Maybe it is time we of TOD start working on the necessary integrated diplomatic response to PO & CD, rather than leading with one or other ?

Regards,

Backstop

A most excellent post.

Cheers

(I may post it to my blog. Let me know if that's a problem.)

Thanks for your reply, I do agree with every point you make. Regarding the undead meme, I think you misread me though. I don't say fossil fuel reserves are insufficient to cause bad climate change, I say they are insufficient to drive the particular anthropogenic emission scenario used by the Mechanical Engineers.

To iterate briefly; my qualitative opinion of SRES and AR4's use of them is that supply-side limits will prevent the higher emission scenarios occurring (IPCC overestimate emissions) but the climate system is more sensitive meaning it won't take 1000ppm (three quarters directly anthropogenic) to push the climate well over +4 degrees.
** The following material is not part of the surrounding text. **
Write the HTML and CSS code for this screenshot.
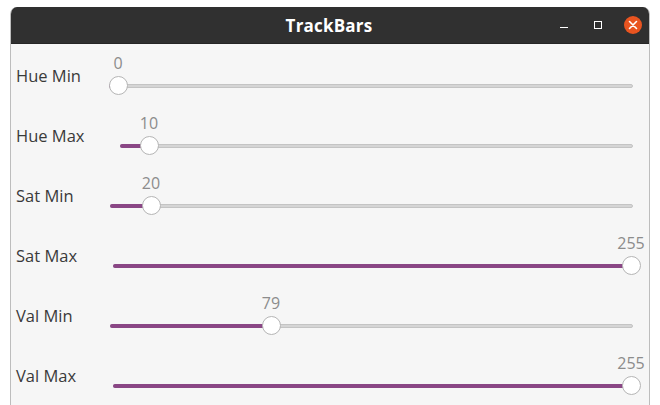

"deficient reserves" is not a fallacy when presented with an emission scenario like this.

The post is more of a book report than a clear list of priorities

This post compares two different mitigation strategies, highlighting the differences. I've been absorbed by The Transition Handbook, and clearly there is no one set of specific adaptations that are appropriate to all places. However, there are planning processes and general guidelines that each locale can use to determine adaptation specifics, along with examples of what some municipalities are doing.